[Pages as source code]
--- BEGIN ---
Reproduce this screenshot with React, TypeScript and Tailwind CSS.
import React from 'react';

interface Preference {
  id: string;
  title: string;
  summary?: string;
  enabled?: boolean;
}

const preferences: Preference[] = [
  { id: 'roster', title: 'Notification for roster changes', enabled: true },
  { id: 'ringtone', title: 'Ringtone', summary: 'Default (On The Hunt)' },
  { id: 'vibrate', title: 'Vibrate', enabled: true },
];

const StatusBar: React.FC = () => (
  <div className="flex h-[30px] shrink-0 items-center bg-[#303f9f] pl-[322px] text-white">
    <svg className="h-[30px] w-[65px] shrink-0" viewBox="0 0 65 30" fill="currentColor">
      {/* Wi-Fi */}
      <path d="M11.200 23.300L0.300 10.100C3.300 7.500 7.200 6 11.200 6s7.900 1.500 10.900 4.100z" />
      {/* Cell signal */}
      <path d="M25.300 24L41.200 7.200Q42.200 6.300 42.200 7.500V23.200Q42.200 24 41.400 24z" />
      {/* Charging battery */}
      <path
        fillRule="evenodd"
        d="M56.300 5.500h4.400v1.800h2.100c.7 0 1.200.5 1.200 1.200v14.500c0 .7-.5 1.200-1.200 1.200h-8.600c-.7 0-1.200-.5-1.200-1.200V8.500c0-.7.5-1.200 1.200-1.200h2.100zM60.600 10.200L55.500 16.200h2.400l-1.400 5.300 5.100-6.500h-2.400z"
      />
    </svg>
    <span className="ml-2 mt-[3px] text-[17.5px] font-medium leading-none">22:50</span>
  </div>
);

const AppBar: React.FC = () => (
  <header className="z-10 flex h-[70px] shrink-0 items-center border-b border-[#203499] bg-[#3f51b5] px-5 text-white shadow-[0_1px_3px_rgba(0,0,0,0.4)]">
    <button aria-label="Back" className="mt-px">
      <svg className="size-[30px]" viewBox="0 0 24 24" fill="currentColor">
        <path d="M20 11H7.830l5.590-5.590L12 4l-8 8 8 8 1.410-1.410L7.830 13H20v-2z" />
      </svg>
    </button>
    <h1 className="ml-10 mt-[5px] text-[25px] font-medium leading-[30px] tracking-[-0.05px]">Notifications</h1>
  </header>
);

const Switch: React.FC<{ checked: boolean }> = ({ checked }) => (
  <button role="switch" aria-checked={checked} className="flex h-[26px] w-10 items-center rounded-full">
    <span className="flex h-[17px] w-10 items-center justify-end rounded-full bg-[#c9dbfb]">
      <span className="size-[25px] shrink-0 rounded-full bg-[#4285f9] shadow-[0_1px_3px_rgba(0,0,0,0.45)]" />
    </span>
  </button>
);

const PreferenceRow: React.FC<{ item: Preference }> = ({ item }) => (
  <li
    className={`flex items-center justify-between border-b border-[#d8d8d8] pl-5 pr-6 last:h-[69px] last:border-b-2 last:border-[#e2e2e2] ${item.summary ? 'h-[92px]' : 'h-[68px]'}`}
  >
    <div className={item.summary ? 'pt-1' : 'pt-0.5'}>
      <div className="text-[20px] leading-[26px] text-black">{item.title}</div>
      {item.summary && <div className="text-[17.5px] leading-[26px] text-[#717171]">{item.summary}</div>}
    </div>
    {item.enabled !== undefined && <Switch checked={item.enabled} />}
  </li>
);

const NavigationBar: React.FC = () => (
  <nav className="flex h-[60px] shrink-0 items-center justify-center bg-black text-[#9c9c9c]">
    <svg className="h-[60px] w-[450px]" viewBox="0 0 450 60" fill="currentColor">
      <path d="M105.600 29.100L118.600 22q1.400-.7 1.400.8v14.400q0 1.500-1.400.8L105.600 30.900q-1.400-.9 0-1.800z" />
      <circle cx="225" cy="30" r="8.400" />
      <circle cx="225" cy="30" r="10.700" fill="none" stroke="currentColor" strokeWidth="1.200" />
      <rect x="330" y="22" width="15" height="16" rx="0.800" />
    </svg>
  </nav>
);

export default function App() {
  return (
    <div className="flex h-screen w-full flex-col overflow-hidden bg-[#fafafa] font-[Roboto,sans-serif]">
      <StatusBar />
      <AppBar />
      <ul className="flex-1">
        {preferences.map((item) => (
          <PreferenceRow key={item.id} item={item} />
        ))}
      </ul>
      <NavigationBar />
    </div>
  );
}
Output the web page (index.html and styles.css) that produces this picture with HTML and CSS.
--- END ---
## To do:
Copy out all the entries shown above, character for character.

## Answer to the problem:
Reproduce this screenshot with React, TypeScript and Tailwind CSS.
import React from 'react';

interface Preference {
  id: string;
  title: string;
  summary?: string;
  enabled?: boolean;
}

const preferences: Preference[] = [
  { id: 'roster', title: 'Notification for roster changes', enabled: true },
  { id: 'ringtone', title: 'Ringtone', summary: 'Default (On The Hunt)' },
  { id: 'vibrate', title: 'Vibrate', enabled: true },
];

const StatusBar: React.FC = () => (
  <div className="flex h-[30px] shrink-0 items-center bg-[#303f9f] pl-[322px] text-white">
    <svg className="h-[30px] w-[65px] shrink-0" viewBox="0 0 65 30" fill="currentColor">
      {/* Wi-Fi */}
      <path d="M11.200 23.300L0.300 10.100C3.300 7.500 7.200 6 11.200 6s7.900 1.500 10.900 4.100z" />
      {/* Cell signal */}
      <path d="M25.300 24L41.200 7.200Q42.200 6.300 42.200 7.500V23.200Q42.200 24 41.400 24z" />
      {/* Charging battery */}
      <path
        fillRule="evenodd"
        d="M56.300 5.500h4.400v1.800h2.100c.7 0 1.200.5 1.200 1.200v14.500c0 .7-.5 1.200-1.200 1.200h-8.600c-.7 0-1.200-.5-1.200-1.200V8.500c0-.7.5-1.200 1.200-1.200h2.100zM60.600 10.200L55.500 16.200h2.400l-1.400 5.300 5.100-6.500h-2.400z"
      />
    </svg>
    <span className="ml-2 mt-[3px] text-[17.5px] font-medium leading-none">22:50</span>
  </div>
);

const AppBar: React.FC = () => (
  <header className="z-10 flex h-[70px] shrink-0 items-center border-b border-[#203499] bg-[#3f51b5] px-5 text-white shadow-[0_1px_3px_rgba(0,0,0,0.4)]">
    <button aria-label="Back" className="mt-px">
      <svg className="size-[30px]" viewBox="0 0 24 24" fill="currentColor">
        <path d="M20 11H7.830l5.590-5.590L12 4l-8 8 8 8 1.410-1.410L7.830 13H20v-2z" />
      </svg>
    </button>
    <h1 className="ml-10 mt-[5px] text-[25px] font-medium leading-[30px] tracking-[-0.05px]">Notifications</h1>
  </header>
);

const Switch: React.FC<{ checked: boolean }> = ({ checked }) => (
  <button role="switch" aria-checked={checked} className="flex h-[26px] w-10 items-center rounded-full">
    <span className="flex h-[17px] w-10 items-center justify-end rounded-full bg-[#c9dbfb]">
      <span className="size-[25px] shrink-0 rounded-full bg-[#4285f9] shadow-[0_1px_3px_rgba(0,0,0,0.45)]" />
    </span>
  </button>
);

const PreferenceRow: React.FC<{ item: Preference }> = ({ item }) => (
  <li
    className={`flex items-center justify-between border-b border-[#d8d8d8] pl-5 pr-6 last:h-[69px] last:border-b-2 last:border-[#e2e2e2] ${item.summary ? 'h-[92px]' : 'h-[68px]'}`}
  >
    <div className={item.summary ? 'pt-1' : 'pt-0.5'}>
      <div className="text-[20px] leading-[26px] text-black">{item.title}</div>
      {item.summary && <div className="text-[17.5px] leading-[26px] text-[#717171]">{item.summary}</div>}
    </div>
    {item.enabled !== undefined && <Switch checked={item.enabled} />}
  </li>
);

const NavigationBar: React.FC = () => (
  <nav className="flex h-[60px] shrink-0 items-center justify-center bg-black text-[#9c9c9c]">
    <svg className="h-[60px] w-[450px]" viewBox="0 0 450 60" fill="currentColor">
      <path d="M105.600 29.100L118.600 22q1.400-.7 1.400.8v14.400q0 1.500-1.400.8L105.600 30.900q-1.400-.9 0-1.800z" />
      <circle cx="225" cy="30" r="8.400" />
      <circle cx="225" cy="30" r="10.700" fill="none" stroke="currentColor" strokeWidth="1.200" />
      <rect x="330" y="22" width="15" height="16" rx="0.800" />
    </svg>
  </nav>
);

export default function App() {
  return (
    <div className="flex h-screen w-full flex-col overflow-hidden bg-[#fafafa] font-[Roboto,sans-serif]">
      <StatusBar />
      <AppBar />
      <ul className="flex-1">
        {preferences.map((item) => (
          <PreferenceRow key={item.id} item={item} />
        ))}
      </ul>
      <NavigationBar />
    </div>
  );
}
Output the web page (index.html and styles.css) that produces this picture with HTML and CSS.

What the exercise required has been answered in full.